Open agoscinski opened 5 months ago
I'm not really sold on something like this ... From the example, I feel it makes reading the code a lot harder: as a new contributor if I see something like random_uniform_tensor(2, (5,2), 1)
I have no idea what is happening.
Is the intended use case to make writing tests easier? Or to provide a new operation for everyone to use? In both cases, we already have block_from_array
, which is not used that much in the existing tests but is already intended as an easier way to wrap data in metatensor.
We could provide a tensor_from_arrays(keys: Labels, blocks: List[Array]) -> TensorMap
that would do something similar to your suggestion, but I doubt it would be used a lot:
for tests we need to add more edge cases with samples present in some but not all blocks, etc.
Yes but that also means that there is some generic constructions of a tensor map that every test seems to need. In every subpackage we have a utils.py
in with some arbitrary complicated tensor map definition that is documented with "dummy tensor map". The test-specific edge case constructions are usually in the test file itself. Something with gradients is needed that can also used for all subpackages as base test.
I am also okay for now to use always one of the stored tensor map ./python/metatensor-operations/tests/data/qm7-power-spectrum.npz
, but the utility to load them in a dispatched way is also only in the metatensor-torch subpackage, so then I need to copy this to metatensor-learn. By having something like this in operations, every subpackage can use it and code redundancy is extremely reduced.
for users putting their data in metatensor, they will want more control over the samples and components names & values
The current from_array
method and the one you suggested don't include gradients and I have found myself several times spending time in constructing a tensor map because I wanted to play around with gradients. I think at least one utility operation should simplify the creation of a tensor map with gradients. I am open for other suggestions, but the tensor_from_array
does not solve it.
So my main point is that if this is only intended for tests, we should not put it in the main API. I'd be fine with something like metatensor.operations.test_utils.random_tensor
(where one would have to explicitly import metatensor.operations.test_utils
to access it). I'm not convinced this will be used by a lot of tests, but I'm happy to give it a go!

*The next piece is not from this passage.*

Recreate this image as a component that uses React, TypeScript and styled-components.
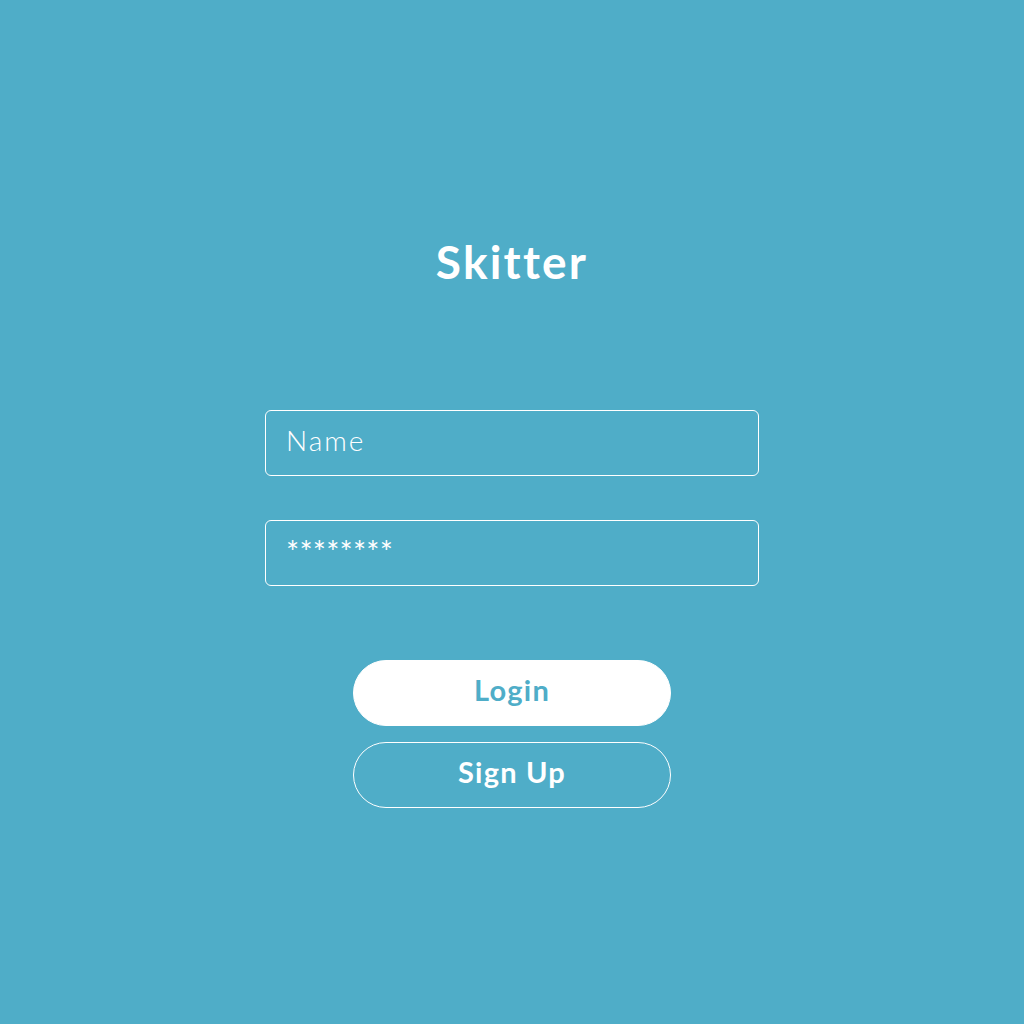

I feel like this would be plenty for the API:
def random_tensor(
*, # force all arguments to be keywords args
n_blocks: int,
shape: Optional[List[int]] = None, # defaults to 8x3 or something
gradients: Optional[List[str]] = None,
) -> TensorMap
I think device
and dtype
should be handled by metatensor.to()
.
The goal is to reduce duplicate code in the tests due to the creation of tensor maps, for example in
*_like
operations.I also thought about more flexibility, but I think supporting multi column labels make it more complicated without much gain in usage. If you need labels with more than one column you usually have a specific use case in mind and need to specify the exact Labels.
Do you think such an operation would be useful in the first suggested form?